(DATA EXCERPT):
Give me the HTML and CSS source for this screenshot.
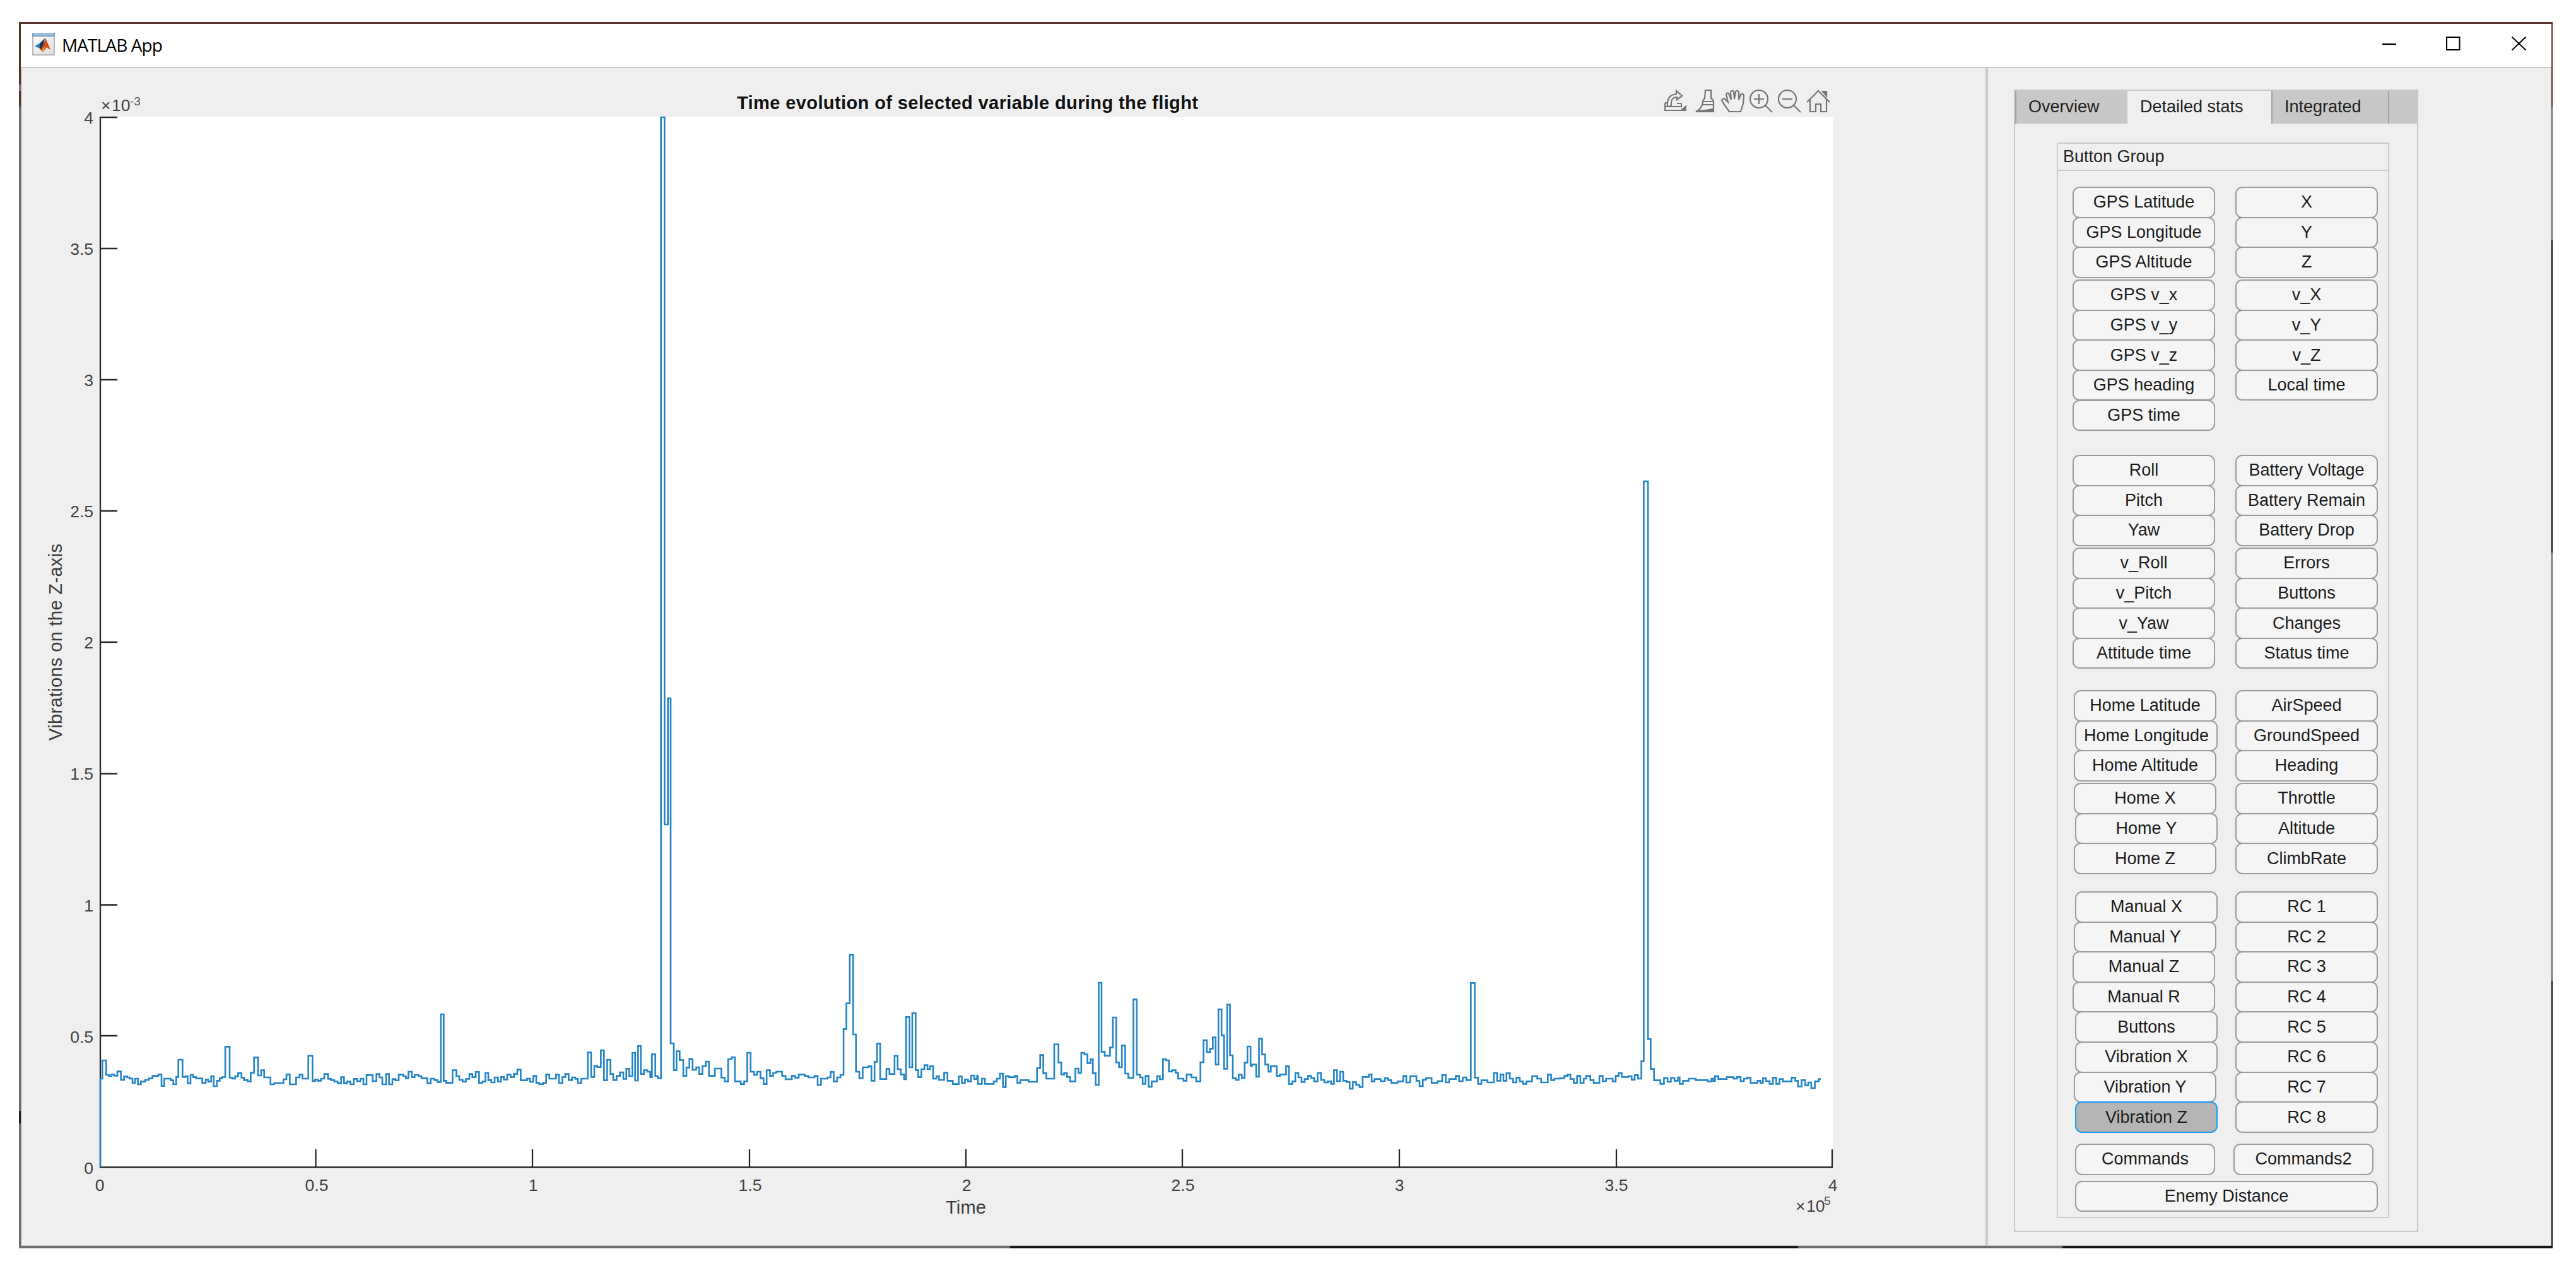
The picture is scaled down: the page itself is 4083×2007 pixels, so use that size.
FILE: index.html
```html
<!DOCTYPE html>
<html lang="en">
<head>
<meta charset="utf-8">
<title>MATLAB App</title>
<link rel="stylesheet" href="styles.css">
</head>
<body>
<div class="window">
  <header class="titlebar">
    <svg class="app-icon" viewBox="0 0 36 36">
      <defs><linearGradient id="sheet" x1="0" y1="0" x2="1" y2="1"><stop offset="0" stop-color="#fff"/><stop offset="1" stop-color="#dcdcdc"/></linearGradient>
      <linearGradient id="flame" x1="0" y1="0" x2="1" y2="0"><stop offset="0" stop-color="#7a1c12"/><stop offset=".5" stop-color="#e0561a"/><stop offset="1" stop-color="#c8321c"/></linearGradient></defs>
      <rect x="1" y="1" width="34" height="34" fill="url(#sheet)" stroke="#b4b8bb" stroke-width="2"/>
      <rect x="0" y="0" width="36" height="6" fill="#7d9fbd"/><rect x="2" y="1" width="32" height="3" fill="#a3c8e6"/>
      <path d="M4 21L12 16.500L19 10L15 26L10 24Z" fill="#3b78b5"/>
      <path d="M12 17L20 9L17 25L12 25Z" fill="#173a66"/>
      <path d="M21 8L29 27L23 23L17 31L12 25Q18 22 21 8Z" fill="url(#flame)"/>
      <path d="M15 27L20 21L19 28L17 31Z" fill="#f4a52a"/>
    </svg>
    <span class="app-name">MATLAB App</span>
    <svg class="controls" viewBox="0 0 228 22" fill="none" stroke="#000" stroke-width="2">
      <path d="M0 12H22" stroke-width="2.300"/><rect x="102" y="1" width="20.500" height="20"/><path d="M205.500 .5L227.500 21.500M227.500 .5L205.500 21.500"/>
    </svg>
  </header>
  <main class="content">
    <section class="plot-panel">
      <svg class="plot" viewBox="35 108 3112 1867">
        <rect x="159" y="185" width="2746" height="1665" fill="#fff"/>
        <g class="axis">
          <path d="M159 185V1850.500H2905"/>
          <path d="M159 186H186M159 394H186M159 602H186M159 810H186M159 1018H186M159 1226.500H186M159 1434.500H186M159 1642H186"/>
          <path d="M500.500 1850V1822M844 1850V1822M1188 1850V1822M1531 1850V1822M1874 1850V1822M2218 1850V1822M2562 1850V1822M2904 1850V1822"/>
        </g>
        <g class="series">
          <path transform="translate(150 1600) scale(.33333)" d="M27 750V330H37V243H55V312H68V318H80V311H94V316H108V296H125V336H140V320H155V324H166V330H180V351H192V330H206V357H220V344H240V336H258V329H275V317H303V310H318V365H331V330H362V338H374V357H388V322H398V240H418V322H432V318H442V352H456V312H468V323H482V329H512V350H528V335H540V344H554V318H566V366H581V340H595V329H605V323H621V178H642V325H655V330H668V319H682V304H698V325H710V337H728V343H742V302H758V229H777V315H792V290H806V324H836V357H854V351H898V333H912V310H928V357H958V324H974V311H988V330H1016V221H1036V342H1048V335H1062V340H1076V330H1092V308H1110V331H1124V337H1140V344H1156V352H1172V323H1186V352H1200V344H1216V357H1232V331H1248V342H1264V330H1278V357H1293V313H1322V342H1340V308H1354V324H1368V357H1386V308H1400V357H1416V332H1430V338H1446V311H1468V318H1480V328H1492V297H1508V323H1522V312H1530"/>
          <path transform="translate(600 1600) scale(.33333)" d="M180 312H190V318H204V328H232V352H248V330H266V337H280V346H296V24H310V340H322V350H352V290H370V318H384V336H400V344H416V331H432V308H446V323H462V298H478V350H494V344H508V303H522V337H536V348H552V324H568V344H582V322H596V334H612V311H628V323H644V308H660V287H676V338H706V330H720V345H736V317H750V350H764V356H782V350H797V310H812V330H844V311H858V351H874V323H888V308H904V337H920V324H936V331H948V351H964V330H995V205H1011V322H1026V269H1040V275H1057V195H1072V338H1087V240H1103V308H1116V337H1132V317H1148V300H1164V331H1178V283H1192V318H1207V207H1220V339H1234V175H1247V308H1262V290H1278V297H1292V323H1300V214H1316V318H1328V328H1343V-4242H1360V-879H1376V-1479H1389V162H1404V290H1417V200H1432V242H1449V317H1464V277H1478V236H1494"/>
          <path transform="translate(850 1500) scale(.44643 .33333)" d="M555 536V588H568V576H578V608H590V570H602V549H613V617H634V582H657V625H669V643H681V537H694V528H705V643H726V656H738V643H749V507H761V597H773V612H784V597H796V628H807V656H818V590H830V617H841V603H852V597H873V617H885V633H907V617H919V625H932V610H953V617H966V624H988V617H999V660H1011V630H1034V624H1045V598H1056V643H1068V624H1080V612H1091V394H1101V272H1113V40H1125V420H1135V597H1147V628H1159V576H1180V571H1190V640H1201V550H1210V463H1221V632H1243V584H1254V608H1272V521H1283V585H1294V610H1306V633H1313V337H1325V576H1335V318H1347V590H1356V623H1367V585H1378V566H1389V585H1398V570H1409V630H1421V618H1430V636H1448V602H1460V640H1479V656H1500V620H1511V650H1522V634H1533V643H1544V615H1555V632H1565V615H1568"/>
          <path transform="translate(1550 1500) scale(.44643 .33333)" d="M0 615V655H14V630H25V655H56V643H67V630H78V606H89V670H99V618H110V623H131V617H140V650H151V637H180V645H210V580H221V518H232V604H243V630H271V467H286V553H296V610H306V603H316V622H327V643H346V582H357V603H367V507H378V514H389V556H400V537H408V604H418V660H429V174H439V502H450V521H469V482H479V339H491V553H501V576H511V472H523V606H534V626H552V253H564V611H576V624H585V655H595V617H606V669H617V643H636V618H646V633H657V537H668V543H678V596H690V590H702V602H711V630H730V640H741V610H758V624H775V643H790V552H801V447H813V504H824V487H834V434H844V563H854V300H865V424H874V583H885V278H895V519H905V628H916V636H926V611H937V627H947V554H957V477H968V569H973V563H988V621H998V440H1009V515H1020V563H1031V597H1040V571H1061V617H1072V610H1094V571H1104V656H1116V643H1127V603H1138V624H1149V646H1160V632H1172V617H1183V627H1194V643H1206V603H1218V636H1230V648H1242V643H1254V655H1264V590H1275V642H1286V597H1297V640H1309V646H1320V678H1331V647H1343V660H1355V670H1366V622H1388V610H1398V643H1408V632H1430V642H1445V628H1456V637H1468V650H1490V643H1510V617H1521V648H1535V618H1557V640H1568"/>
          <path transform="translate(2250 1500) scale(.47831 .33333)" d="M0 640V666H11V635H22V627H40V650H60V642H75V613H87V648H98V632H120V617H131V642H143V624H155V637H170V175H183V625H194V655H205V638H225V648H246V603H257V640H268V610H278V640H288V604H299V630H310V648H321V625H332V643H343V655H354V643H373V618H390V630H403V648H425V611H436V637H447V630H465V628H480V617H490V611H500V632H511V650H522V617H533V650H544V630H552V617H566V637H577V650H596V617H607V642H618V630H640V643H650V617H660V603H670V622H692V618H703V635H713V613H724V630H735V547H743V-2211H757V442H766V584H777V638H798V655H810V627H822V645H833V627H845V640H856V624H862V655H873V640H892V630H915V637H955V643H967V630H973V642H979V618H990V632H1018V623H1040V630H1052V622H1064V642H1075V630H1086V625H1097V650H1120V640H1130V650H1138V628H1148V642H1160V655H1171V625H1182V655H1193V632H1204V643H1233V625H1245V640H1254V667H1266V637H1278V662H1288V648H1298V675H1310V643H1323V632H1330"/>
        </g>
        <g class="labels end">
          <text x="148" y="196">4</text><text x="148" y="404">3.5</text><text x="148" y="612">3</text><text x="148" y="820">2.5</text><text x="148" y="1028">2</text><text x="148" y="1236">1.5</text><text x="148" y="1445">1</text><text x="148" y="1653">0.5</text><text x="148" y="1861">0</text>
        </g>
        <g class="labels mid">
          <text x="158" y="1888">0</text><text x="502" y="1888">0.5</text><text x="845" y="1888">1</text><text x="1189" y="1888">1.5</text><text x="1532" y="1888">2</text><text x="1875" y="1888">2.5</text><text x="2218" y="1888">3</text><text x="2562" y="1888">3.5</text><text x="2905" y="1888">4</text>
        </g>
        <g class="labels">
          <text x="160" y="176">×</text><text x="177" y="176">10</text><text class="sup" x="206" y="167">-3</text>
          <text x="2846" y="1921">×</text><text x="2863" y="1921">10</text><text class="sup" x="2891" y="1910">5</text>
        </g>
        <text class="title" x="1168" y="173" textLength="731">Time evolution of selected variable during the flight</text>
        <text class="axis-label" x="1499" y="1924" textLength="64">Time</text>
        <text class="axis-label" transform="translate(98 1174) rotate(-90)" textLength="312">Vibrations on the Z-axis</text>
        <g class="tools">
          <g transform="translate(2638 143)"><path d="M1 20V32H28V29M1 26H27V21M1 20H6M20 21H27"/><path d="M5 25C4 13 9 7 19 6V1L28 9L20 15V11C13 11 10 16 11 24Q8 27 5 25Z"/><path d="M35 23V33H25Z" fill="#757575" stroke="none"/></g>
          <g transform="translate(2686 142)"><path d="M17 1H26V14Q30 16 30 20V35H2Q11 31 13 20Q13 16 16 14Z"/><path d="M13 19H30M12 24H30"/><path d="M9 32Q20 33 30 29V36H3Z" fill="#757575" stroke="none"/></g>
          <g transform="translate(2728 142)"><path d="M13 35L3 21L1 17Q3 13 6 15L11 20L8 8Q9 4 12 6L16 16L15 4Q17 0 20 3L21 15L23 3Q26 0 28 4V16L31 8Q35 5 36 9L35 22L31 35Z"/></g>
          <g transform="translate(2773 142)"><circle cx="15" cy="15" r="14"/><path d="M7 15H23M15 7V23M25 25L36 36"/></g>
          <g transform="translate(2818 142)"><circle cx="15" cy="15" r="14"/><path d="M7 15H23M25 25L36 36"/></g>
          <g transform="translate(2864 142)"><path d="M0 20L18 2L36 20M5 16V35H14V23H22V35H31V16"/><path d="M25 4H31V12"/><path d="M25 3H31V10Z" fill="#757575"/></g>
        </g>
      </svg>
    </section>
    <aside class="side-panel">
      <div class="tab-group">
        <nav class="tabs">
          <div class="tab first">Overview</div><div class="tab active">Detailed stats</div><div class="tab last">Integrated</div>
        </nav>
        <div class="button-group">
          <h2>Button Group</h2>
          <div class="block gps">
            <div class="col"><button>GPS Latitude</button><button>GPS Longitude</button><button>GPS Altitude</button><button class="apart">GPS v_x</button><button>GPS v_y</button><button>GPS v_z</button><button>GPS heading</button><button>GPS time</button></div>
            <div class="col"><button>X</button><button>Y</button><button>Z</button><button class="apart">v_X</button><button>v_Y</button><button>v_Z</button><button>Local time</button></div>
          </div>
          <div class="block attitude">
            <div class="col"><button>Roll</button><button>Pitch</button><button>Yaw</button><button class="apart">v_Roll</button><button>v_Pitch</button><button>v_Yaw</button><button>Attitude time</button></div>
            <div class="col"><button>Battery Voltage</button><button>Battery Remain</button><button>Battery Drop</button><button class="apart">Errors</button><button>Buttons</button><button>Changes</button><button>Status time</button></div>
          </div>
          <div class="block home">
            <div class="col"><button class="in1">Home Latitude</button><button class="in2">Home Longitude</button><button class="in1">Home Altitude</button><button class="in1 apart">Home X</button><button class="in2">Home Y</button><button class="in1">Home Z</button></div>
            <div class="col"><button>AirSpeed</button><button>GroundSpeed</button><button>Heading</button><button class="apart">Throttle</button><button>Altitude</button><button>ClimbRate</button></div>
          </div>
          <div class="block manual">
            <div class="col"><button class="in2">Manual X</button><button class="in1">Manual Y</button><button>Manual Z</button><button>Manual R</button><button class="in2">Buttons</button><button class="in2">Vibration X</button><button class="in1">Vibration Y</button><button class="in2 selected">Vibration Z</button></div>
            <div class="col"><button>RC 1</button><button>RC 2</button><button>RC 3</button><button>RC 4</button><button>RC 5</button><button>RC 6</button><button>RC 7</button><button>RC 8</button></div>
          </div>
          <div class="commands"><button>Commands</button><button>Commands2</button></div>
          <button class="wide">Enemy Distance</button>
        </div>
      </div>
    </aside>
  </main>
</div>
</body>
</html>
```
FILE: styles.css
```css
* { box-sizing: border-box; }
body { margin: 0; background: #fff; font-family: "Liberation Sans", Arial, sans-serif; overflow: hidden; }

.window {
  display: flex;
  flex-direction: column;
  width: 4016px;
  height: 1944px;
  margin: 35px 0 0 30px;
  padding: 3px 2px 4px 3px;
  background:
    linear-gradient(#5a322c, #5a322c) 0 0 / 100% 3px no-repeat,
    linear-gradient(90deg, #6d6d6d 1571px, #151717 1571px 2820px, #6d6d6d 2820px 3239px, #151717 3239px) 0 100% / 100% 4px no-repeat,
    linear-gradient(#5a322c 99px, #777 99px 109px, #5a322c 109px 134px, #6d6d6d 134px 1726px, #222 1726px 1746px, #6d6d6d 1746px) 0 0 / 3px 100% no-repeat,
    linear-gradient(#6a332e 135px, #6d6d6d 135px 346px, #111 346px 841px, #6d6d6d 841px 1520px, #151717 1520px) 100% 0 / 2px 100% no-repeat;
}

.titlebar { display: flex; align-items: flex-start; flex: none; height: 68px; background: #fff; padding: 14px 40px 0 18px; }
.app-icon { width: 36px; height: 36px; }
.app-name { margin: 1px auto 0 11px; font: 28px/36px "Open Sans", "Noto Sans", sans-serif; letter-spacing: -0.9px; color: #000; }
.controls { width: 228px; height: 22px; margin-top: 6px; }

.content { display: flex; flex: 1; min-height: 0; background: #efefef; border: 2px solid #c9c9c9; border-right-width: 1px; border-bottom-width: 1px; }
.plot-panel { width: 3112px; flex: none; }
.plot { display: block; width: 3112px; height: 1867px; }
.side-panel { flex: 1; padding: 34px 0 0 41px; border-left: 4px solid #cbcbcb; }

.axis { fill: none; stroke: #262626; stroke-width: 2.3; }
.series path { fill: none; stroke: #2384c6; stroke-width: 2.6; vector-effect: non-scaling-stroke; }
.labels { font-size: 26.5px; fill: #404040; }
.end { text-anchor: end; }
.mid { text-anchor: middle; }
.sup { font-size: 19px; fill: #555; }
.title { font-size: 29px; font-weight: bold; fill: #111; }
.axis-label { font-size: 29px; fill: #3a3a3a; }
.tools { fill: none; stroke: #757575; stroke-width: 2.2; }

.tab-group { width: 641px; height: 1811px; border: 2px solid #c8c8c8; }
.tabs { display: flex; height: 52px; background: #c8c8c8; font-size: 27px; line-height: 51px; color: #222; }
.tab { padding-left: 19px; }
.first { width: 178px; border-left: 2px solid #a3a3a3; }
.active { width: 228px; padding-left: 20px; background: #efefef; }
.last { width: 187px; border: solid #a3a3a3; border-width: 0 2px; }

.button-group { width: 527px; height: 1705px; margin: 30px 0 0 66px; border: 2px solid #cbcbcb; }
h2 { height: 43px; margin: 0; padding-left: 8px; border-bottom: 2px solid #cbcbcb; font: 27px/41px "Liberation Sans", Arial, sans-serif; color: #222; }
.block { display: flex; gap: 32px; padding-left: 23px; }
.gps { height: 425px; padding-top: 25px; }
.attitude { height: 373px; padding-top: 25px; }
.home { height: 319px; padding-top: 25px; }
.manual { height: 425px; padding-top: 25px; }
.col { display: flex; flex-direction: column; width: 226px; }

button {
  flex: none;
  width: 226px;
  height: 49.500px;
  margin: 0 0 -1.9px;
  padding: 0;
  border: 2px solid #9c9c9c;
  border-radius: 11px;
  background: #f5f5f5;
  font: 27px/1 "Liberation Sans", Arial, sans-serif;
  color: #1c1c1c;
  white-space: nowrap;
}
.apart { margin-top: 4.300px; }
.in1 { margin-left: 2px; }
.in2 { margin-left: 4px; }
.selected { background: #b5b5b5; border-color: #1a9cf5; }
.commands { display: flex; gap: 29px; padding-left: 27px; }
.commands button { width: 222px; margin: 0; }
.wide { display: block; width: 480px; margin: 9px 0 0 27px; }
```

(WHAT THE TASK REQUIRES):
Review the preceding data and report every line that includes the string "size".

(SOLVED PROBLEM):
The picture is scaled down: the page itself is 4083×2007 pixels, so use that size.
.labels { font-size: 26.5px; fill: #404040; }
.sup { font-size: 19px; fill: #555; }
.title { font-size: 29px; font-weight: bold; fill: #111; }
.axis-label { font-size: 29px; fill: #3a3a3a; }
.tabs { display: flex; height: 52px; background: #c8c8c8; font-size: 27px; line-height: 51px; color: #222; }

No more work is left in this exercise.